There is only one music cassette in use on the buses in India, and I hear it everywhere; the result is that despite several months of inserting my ear plugs whenever the bus boys crank the latest Hindi pop hits up to eleven, I still know the songs backwards (which, incidentally, improves them).
It isn't confined to the buses, either. I hear it in shops, I hear it in buses, I hear it in rickshaws, I hear it in restaurants, and on bad nights I hear it in my sleep. It's a compilation of Hindi pop hits of 1998 and I'm almost tempted to buy a copy simply so I can glare at it.
The Hindi pop you get on Indian buses isn't unique in being irritating; every country in the world has some kind of music that's designed to make the ears ache. For example, the majority of the music in Australia and New Zealand is western, and as such has good bits and appalling bits, while the tribal music of the Aborigines and Maoris is highly emotive and well worth investigating; Polynesian music is also tribal, and it's pretty interesting until the ukulele kicks in, which it unfortunately does all too often; Indonesian music is either abysmal pop from fat Elvis clones, or intriguing traditional gamelan music that sounds like the introduction to Peter Gabriel's San Jacinto played on an out-of-tune set of tubular bells; Singaporean music is a melting pot of its neighbours' efforts, but it is effectively being swallowed up by rock 'n' roll; I can't really remember the music in Malaysia or Thailand, but I remember one bus journey – I forget which country – where the musical accompaniment bore a scary resemblance to the sound of a cat scratching its claws down a blackboard; and Indian and Nepalese music is wonderfully diverse, with traditional tabla music, the wonderful sound of the sitar, entertaining film music, and the kind of pop music that is chirpy, bouncy and annoying in the way that happy morning people are when you've got a nasty hangover behind the eyes.
So is Hindi pop more irritating than any other country's pap? It depends; I remember almost gnawing my left leg off while putting up with Indonesian pop, I remember Thai videos on buses frying my brain cells, and I'll keep my thoughts about the ukulele to myself. Hindi music, though, is close to winning, because the voices have an amazing way of cutting through any other noise, be it the rumble of the bus or the fascinating cacophony of life in India. The women who sing Hindi pop music sound like they are on helium1 and the men basically shout, so whatever the lyrical and compositional subtleties, it sounds to the unwary like a kind of aural warfare.
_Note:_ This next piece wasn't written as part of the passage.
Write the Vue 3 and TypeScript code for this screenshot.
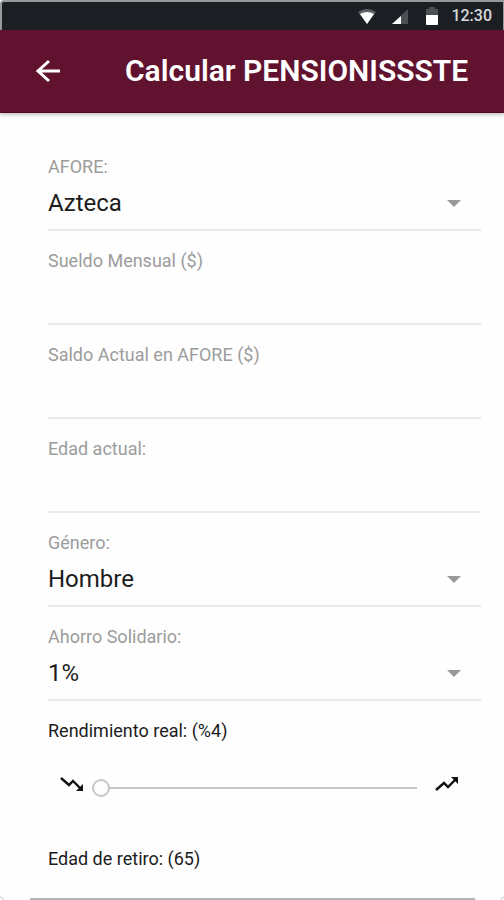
<script setup lang="ts">
import { ref } from 'vue'

interface SelectField {
  kind: 'select'
  id: string
  label: string
  options: string[]
}
interface InputField {
  kind: 'input'
  id: string
  label: string
}
type Field = SelectField | InputField

const fields: Field[] = [
  { kind: 'select', id: 'afore', label: 'AFORE:', options: ['Azteca'] },
  { kind: 'input', id: 'sueldo', label: 'Sueldo Mensual ($)' },
  { kind: 'input', id: 'saldo', label: 'Saldo Actual en AFORE ($)' },
  { kind: 'input', id: 'edad', label: 'Edad actual:' },
  { kind: 'select', id: 'genero', label: 'Género:', options: ['Hombre'] },
  { kind: 'select', id: 'ahorro', label: 'Ahorro Solidario:', options: ['1%'] },
]

const values = ref<Record<string, string>>({
  afore: 'Azteca',
  sueldo: '',
  saldo: '',
  edad: '',
  genero: 'Hombre',
  ahorro: '1%',
})
const rendimiento = ref(4)
const retiro = ref(65)
</script>

<template>
  <div class="screen">
    <div class="status">
      <svg class="wifi" viewBox="0 0 18 15" width="18" height="15">
        <path d="M0 3Q9-3 18 3L9 15Z" fill="#5c6064" />
        <path d="M2 5Q9 1 16 5L9 15Z" fill="#fff" />
      </svg>
      <svg class="signal" viewBox="0 0 16 15" width="16" height="15">
        <path d="M16 0V15H0Z" fill="#4c5054" />
        <path d="M9 7V15H0Z" fill="#fff" />
      </svg>
      <svg class="battery" viewBox="0 0 14 18" width="14" height="18">
        <path d="M4 0H10V2H13V9H1V2H4Z" fill="#4c5054" />
        <path d="M1 8H13V17Q13 18 12 18H2Q1 18 1 17Z" fill="#fff" />
      </svg>
      <span class="clock">12:30</span>
    </div>

    <header class="bar">
      <button class="back" type="button" aria-label="Regresar">
        <svg viewBox="0 0 26 24" width="26" height="24">
          <path d="M14 2L3 12L14 22M3 12H25" fill="none" stroke="#fff" stroke-width="3" />
        </svg>
      </button>
      <h1>Calcular PENSIONISSSTE</h1>
    </header>

    <main class="form">
      <div v-for="field in fields" :key="field.id" class="field">
        <label :for="field.id">{{ field.label }}</label>
        <div v-if="field.kind === 'select'" class="picker">
          <select :id="field.id" v-model="values[field.id]">
            <option v-for="option in field.options" :key="option">{{ option }}</option>
          </select>
          <svg viewBox="0 0 14 7" width="14" height="7">
            <path d="M0 0H14L7 7Z" fill="#999" />
          </svg>
        </div>
        <input v-else :id="field.id" v-model="values[field.id]" type="text" inputmode="decimal" />
      </div>

      <div class="range">
        <label for="rendimiento">Rendimiento real: (%{{ rendimiento }})</label>
        <div class="track">
          <svg viewBox="0 0 24 14" width="24" height="14">
            <path d="M1 1L9 8L13 4L20 11" fill="none" stroke="#111" stroke-width="2.4" />
            <path d="M23 7V14H16Z" fill="#111" />
          </svg>
          <input id="rendimiento" v-model.number="rendimiento" type="range" min="4" max="12" />
          <svg viewBox="0 0 24 14" width="24" height="14">
            <path d="M1 13L9 6L13 10L20 3" fill="none" stroke="#111" stroke-width="2.4" />
            <path d="M16 0H23V7Z" fill="#111" />
          </svg>
        </div>
      </div>

      <p class="retiro">Edad de retiro: ({{ retiro }})</p>
    </main>

    <div class="edge">
      <svg viewBox="0 0 4 4" width="4" height="4">
        <path d="M0 1Q2 1 4 4" fill="none" stroke="#c4c4c4" />
      </svg>
      <span class="line"></span>
      <svg viewBox="0 0 4 4" width="4" height="4">
        <path d="M4 1Q2 1 1 4" fill="none" stroke="#c4c4c4" />
      </svg>
    </div>
  </div>
</template>

<style>
body {
  background: #fefefe;
}
</style>

<style scoped>
.screen {
  font-family: Roboto, 'Liberation Sans', sans-serif;
  color: #1c1c1c;
}
.status {
  display: flex;
  align-items: center;
  justify-content: flex-end;
  box-sizing: border-box;
  height: 30px;
  padding-right: 11px;
  border-top: 2px solid #969a9d;
  border-left: 2px solid #969a9d;
  border-right: 1px solid #969a9d;
  border-top-left-radius: 4px;
  background: #1b1f24;
}
.signal {
  margin-left: 16px;
}
.battery {
  margin-left: 17px;
}
.clock {
  margin-left: 12px;
  font-size: 16px;
  line-height: 28px;
  font-weight: 500;
  color: #d8d9da;
}
.bar {
  display: flex;
  align-items: center;
  box-sizing: border-box;
  height: 83px;
  padding: 0 36px 0 35px;
  background: #61122f;
  border-bottom: 1px solid #4a0a18;
  box-shadow: 0 2px 4px rgba(0, 0, 0, 0.24);
}
.back {
  display: flex;
  padding: 0;
  border: 0;
  background: none;
}
h1 {
  margin: 0 0 0 64px;
  font-size: 30px;
  line-height: 42px;
  font-weight: 600;
  color: #fff;
  white-space: nowrap;
}
.form {
  padding: 24px 23px 0 48px;
}
.field {
  display: flex;
  flex-direction: column;
  box-sizing: border-box;
  height: 94px;
  padding-top: 18px;
  border-bottom: 2px solid #e9e9e9;
}
.field label {
  font-size: 18px;
  line-height: 24px;
  color: #9c9c9c;
}
.picker {
  display: flex;
  align-items: center;
  margin-top: 4px;
  padding-right: 20px;
}
select,
.field input {
  flex: 1;
  min-width: 0;
  height: 40px;
  padding: 0;
  border: 0;
  outline: 0;
  appearance: none;
  background: none;
  font-family: inherit;
  font-size: 24px;
  color: #1c1c1c;
}
.range {
  padding-top: 18px;
}
.range label,
.retiro {
  display: block;
  margin: 0;
  font-size: 18px;
  line-height: 24px;
}
.track {
  display: flex;
  align-items: flex-start;
  margin-top: 34px;
  padding: 0 22px 0 12px;
}
.track input {
  flex: 1;
  min-width: 0;
  height: 22px;
  margin: 0 18px 0 8px;
  appearance: none;
  background: linear-gradient(#c6c6c6, #c6c6c6) center / 100% 2px no-repeat;
}
.track input::-webkit-slider-thumb {
  appearance: none;
  box-sizing: border-box;
  width: 18px;
  height: 18px;
  border: 2px solid #c6c6c6;
  border-radius: 50%;
  background: #fefefe;
}
.retiro {
  margin-top: 48px;
}
.edge {
  display: flex;
  align-items: flex-end;
  justify-content: space-between;
  margin-top: 25px;
}
.line {
  flex: 1;
  height: 2px;
  margin: 0 25px 0 26px;
  background: #b4b4b4;
}
</style>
Add in string sections that sound like the Eeee-Eeee-Eeee from Psycho's shower scene, and you have a musical experience that can only be described as invasive, which is a shame, because Hindi pop2 is everywhere in India.
On top of this, Hindi pop songs are plugged so remorselessly that even if the music weren't so invasive, it would still get to me; there's no kind of music in the world that can stand that sort of constant playing. Especially not Hindi Pop Hits of 1998...
1 Often this is due to a faulty tape mechanism playing the tape too quickly; I put one of my tapes into a supposedly posh Indian tape deck, and even Sheryl Crow sounded light and shrill. I'm convinced that if the local equivalents of Andrew Eldritch's and Janis Joplin's 40-a-day voices ever appeared on the Indian pop scene, they would be burned at the stake for heresy in much the same way that Elvis was for his earth-shattering hip movements in the fifties.
2 I'm not talking about Hindi film music here, because although it might sound the same to the uninitiated, Hindi film music is really rather skilled. In the films, singer-songwriters are not common, and there's normally a composer who writes the music, a lyricist who writes the words, a group of singers who sing the songs, and the actors who mime and dance along on the screen. The composition and lyricism is in a different league to bog-standard Hindi pop, and the dancing is, without a doubt, spectacular and highly skilled, and puts western boy bands to shame. If only all Indian pop was this impressive; unfortunately, it isn't.